Below are records. Copy every line with "this" in it.

..............................

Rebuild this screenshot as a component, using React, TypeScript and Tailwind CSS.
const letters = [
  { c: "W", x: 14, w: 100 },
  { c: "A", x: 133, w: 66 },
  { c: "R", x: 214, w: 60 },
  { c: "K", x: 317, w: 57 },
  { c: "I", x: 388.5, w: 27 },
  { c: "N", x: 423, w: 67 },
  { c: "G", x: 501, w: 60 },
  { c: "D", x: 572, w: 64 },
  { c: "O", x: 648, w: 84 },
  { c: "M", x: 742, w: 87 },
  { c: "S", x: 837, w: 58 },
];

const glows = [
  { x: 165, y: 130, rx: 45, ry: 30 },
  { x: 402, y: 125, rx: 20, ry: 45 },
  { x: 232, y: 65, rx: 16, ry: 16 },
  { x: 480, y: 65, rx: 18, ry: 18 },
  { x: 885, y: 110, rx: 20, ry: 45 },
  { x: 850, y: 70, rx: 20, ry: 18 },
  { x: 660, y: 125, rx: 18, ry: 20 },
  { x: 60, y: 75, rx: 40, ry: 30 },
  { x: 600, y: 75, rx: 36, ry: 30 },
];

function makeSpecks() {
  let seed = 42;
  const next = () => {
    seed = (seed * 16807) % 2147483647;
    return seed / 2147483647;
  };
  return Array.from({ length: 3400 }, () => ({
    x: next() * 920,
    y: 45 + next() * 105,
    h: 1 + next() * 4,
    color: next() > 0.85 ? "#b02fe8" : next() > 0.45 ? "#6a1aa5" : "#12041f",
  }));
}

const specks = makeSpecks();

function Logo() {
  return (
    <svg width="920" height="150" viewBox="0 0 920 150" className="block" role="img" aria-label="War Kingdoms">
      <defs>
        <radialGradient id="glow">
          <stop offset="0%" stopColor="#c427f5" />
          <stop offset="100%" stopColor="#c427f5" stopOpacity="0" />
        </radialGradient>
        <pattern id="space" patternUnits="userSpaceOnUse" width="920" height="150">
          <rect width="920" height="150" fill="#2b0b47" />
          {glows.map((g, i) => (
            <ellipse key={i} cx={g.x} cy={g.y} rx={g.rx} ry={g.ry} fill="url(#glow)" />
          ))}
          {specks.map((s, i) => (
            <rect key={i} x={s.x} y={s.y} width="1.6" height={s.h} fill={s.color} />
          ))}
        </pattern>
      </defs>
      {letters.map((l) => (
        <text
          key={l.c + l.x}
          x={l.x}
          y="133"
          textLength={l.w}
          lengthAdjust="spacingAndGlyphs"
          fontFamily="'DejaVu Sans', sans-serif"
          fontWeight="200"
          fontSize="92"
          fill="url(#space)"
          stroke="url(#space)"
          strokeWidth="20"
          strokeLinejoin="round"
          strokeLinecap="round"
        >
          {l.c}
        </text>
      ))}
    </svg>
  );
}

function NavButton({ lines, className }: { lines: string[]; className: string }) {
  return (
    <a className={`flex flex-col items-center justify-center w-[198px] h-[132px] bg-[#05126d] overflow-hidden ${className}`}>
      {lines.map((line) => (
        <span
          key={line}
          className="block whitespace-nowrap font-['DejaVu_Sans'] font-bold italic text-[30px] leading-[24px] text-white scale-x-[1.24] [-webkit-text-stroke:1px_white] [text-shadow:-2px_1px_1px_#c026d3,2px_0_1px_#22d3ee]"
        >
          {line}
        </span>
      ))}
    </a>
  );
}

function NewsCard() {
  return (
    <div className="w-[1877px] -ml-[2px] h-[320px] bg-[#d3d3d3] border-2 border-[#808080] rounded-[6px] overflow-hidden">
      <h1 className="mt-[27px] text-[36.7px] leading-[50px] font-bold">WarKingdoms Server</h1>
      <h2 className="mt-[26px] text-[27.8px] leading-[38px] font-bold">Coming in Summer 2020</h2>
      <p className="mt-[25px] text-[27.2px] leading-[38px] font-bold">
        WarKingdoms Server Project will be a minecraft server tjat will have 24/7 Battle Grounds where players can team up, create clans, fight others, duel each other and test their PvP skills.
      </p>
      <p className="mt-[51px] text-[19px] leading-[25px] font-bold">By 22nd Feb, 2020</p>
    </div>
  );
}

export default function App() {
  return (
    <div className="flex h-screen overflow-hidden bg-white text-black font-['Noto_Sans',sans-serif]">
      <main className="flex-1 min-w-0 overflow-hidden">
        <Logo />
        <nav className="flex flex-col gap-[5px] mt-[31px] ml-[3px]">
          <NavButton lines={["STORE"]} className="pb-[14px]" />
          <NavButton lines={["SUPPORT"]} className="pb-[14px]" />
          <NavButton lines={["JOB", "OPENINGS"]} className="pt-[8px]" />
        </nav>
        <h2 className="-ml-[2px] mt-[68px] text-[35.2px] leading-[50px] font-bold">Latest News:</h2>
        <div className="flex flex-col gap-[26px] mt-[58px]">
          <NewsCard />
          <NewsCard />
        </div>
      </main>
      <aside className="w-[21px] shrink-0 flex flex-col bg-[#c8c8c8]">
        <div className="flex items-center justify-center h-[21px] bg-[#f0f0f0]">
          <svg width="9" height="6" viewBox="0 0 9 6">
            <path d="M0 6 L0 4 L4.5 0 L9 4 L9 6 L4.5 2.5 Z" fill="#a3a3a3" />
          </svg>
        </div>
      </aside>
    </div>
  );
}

..............................

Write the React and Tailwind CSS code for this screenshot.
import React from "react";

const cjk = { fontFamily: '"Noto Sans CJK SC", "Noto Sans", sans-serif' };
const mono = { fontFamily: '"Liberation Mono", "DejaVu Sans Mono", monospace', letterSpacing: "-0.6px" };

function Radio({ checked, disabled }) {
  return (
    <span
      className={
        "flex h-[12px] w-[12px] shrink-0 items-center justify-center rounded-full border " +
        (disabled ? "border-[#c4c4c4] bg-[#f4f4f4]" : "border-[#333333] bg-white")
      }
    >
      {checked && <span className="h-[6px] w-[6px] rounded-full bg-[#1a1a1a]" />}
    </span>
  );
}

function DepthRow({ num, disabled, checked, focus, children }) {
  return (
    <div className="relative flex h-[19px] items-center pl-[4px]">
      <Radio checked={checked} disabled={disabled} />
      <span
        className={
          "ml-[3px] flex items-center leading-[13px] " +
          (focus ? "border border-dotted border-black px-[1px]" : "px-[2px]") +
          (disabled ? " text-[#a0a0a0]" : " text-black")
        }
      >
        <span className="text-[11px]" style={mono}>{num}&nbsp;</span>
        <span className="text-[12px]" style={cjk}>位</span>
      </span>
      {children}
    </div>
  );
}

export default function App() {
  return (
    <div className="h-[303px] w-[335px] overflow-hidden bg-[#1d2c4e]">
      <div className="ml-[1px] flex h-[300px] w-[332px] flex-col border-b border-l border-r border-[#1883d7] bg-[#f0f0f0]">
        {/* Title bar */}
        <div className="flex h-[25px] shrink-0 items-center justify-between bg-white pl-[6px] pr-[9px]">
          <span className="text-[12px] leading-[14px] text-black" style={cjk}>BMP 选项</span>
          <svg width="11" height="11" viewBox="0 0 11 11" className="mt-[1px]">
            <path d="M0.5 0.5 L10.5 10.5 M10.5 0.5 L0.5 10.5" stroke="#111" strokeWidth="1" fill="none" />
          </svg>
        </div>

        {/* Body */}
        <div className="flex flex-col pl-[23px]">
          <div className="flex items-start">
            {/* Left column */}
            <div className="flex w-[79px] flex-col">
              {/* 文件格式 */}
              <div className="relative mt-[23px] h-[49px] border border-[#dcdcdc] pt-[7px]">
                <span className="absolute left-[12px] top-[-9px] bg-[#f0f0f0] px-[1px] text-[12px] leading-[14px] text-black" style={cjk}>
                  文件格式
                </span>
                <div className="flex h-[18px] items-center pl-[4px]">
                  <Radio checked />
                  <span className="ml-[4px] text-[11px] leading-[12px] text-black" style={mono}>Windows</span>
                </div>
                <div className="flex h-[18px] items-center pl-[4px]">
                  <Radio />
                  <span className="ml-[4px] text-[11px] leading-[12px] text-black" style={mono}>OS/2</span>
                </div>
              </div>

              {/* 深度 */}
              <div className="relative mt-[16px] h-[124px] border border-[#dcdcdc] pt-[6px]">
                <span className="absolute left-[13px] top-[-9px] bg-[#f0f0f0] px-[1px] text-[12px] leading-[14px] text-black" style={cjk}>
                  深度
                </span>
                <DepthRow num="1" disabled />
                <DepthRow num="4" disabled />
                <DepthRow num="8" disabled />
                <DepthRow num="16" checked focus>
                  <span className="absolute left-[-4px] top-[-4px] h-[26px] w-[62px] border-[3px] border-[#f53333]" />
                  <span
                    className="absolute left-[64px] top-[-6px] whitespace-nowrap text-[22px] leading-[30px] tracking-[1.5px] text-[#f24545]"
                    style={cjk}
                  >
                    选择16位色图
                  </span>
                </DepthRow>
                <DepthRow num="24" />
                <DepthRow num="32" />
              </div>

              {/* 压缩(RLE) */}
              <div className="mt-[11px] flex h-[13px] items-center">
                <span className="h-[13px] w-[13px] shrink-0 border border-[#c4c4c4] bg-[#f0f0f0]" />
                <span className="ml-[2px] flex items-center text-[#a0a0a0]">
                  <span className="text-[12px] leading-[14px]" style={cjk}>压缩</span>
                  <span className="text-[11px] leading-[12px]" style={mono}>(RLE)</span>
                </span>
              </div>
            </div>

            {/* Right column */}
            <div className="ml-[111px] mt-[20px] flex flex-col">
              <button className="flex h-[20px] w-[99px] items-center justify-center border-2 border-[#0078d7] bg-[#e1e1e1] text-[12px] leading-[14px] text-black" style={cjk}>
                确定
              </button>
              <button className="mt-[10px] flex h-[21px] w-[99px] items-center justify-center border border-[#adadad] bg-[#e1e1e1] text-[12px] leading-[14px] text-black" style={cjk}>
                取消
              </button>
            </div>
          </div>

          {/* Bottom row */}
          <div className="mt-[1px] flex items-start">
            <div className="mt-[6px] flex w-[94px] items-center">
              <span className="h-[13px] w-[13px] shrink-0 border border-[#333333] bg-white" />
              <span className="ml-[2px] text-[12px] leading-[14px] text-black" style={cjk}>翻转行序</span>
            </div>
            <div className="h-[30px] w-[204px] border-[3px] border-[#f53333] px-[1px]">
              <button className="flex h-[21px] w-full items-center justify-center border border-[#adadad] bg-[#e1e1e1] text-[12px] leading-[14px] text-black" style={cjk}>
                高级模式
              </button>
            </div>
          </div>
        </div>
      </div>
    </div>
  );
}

..............................

**Exercise output:**
Rebuild this screenshot as a component, using React, TypeScript and Tailwind CSS.
Write the React and Tailwind CSS code for this screenshot.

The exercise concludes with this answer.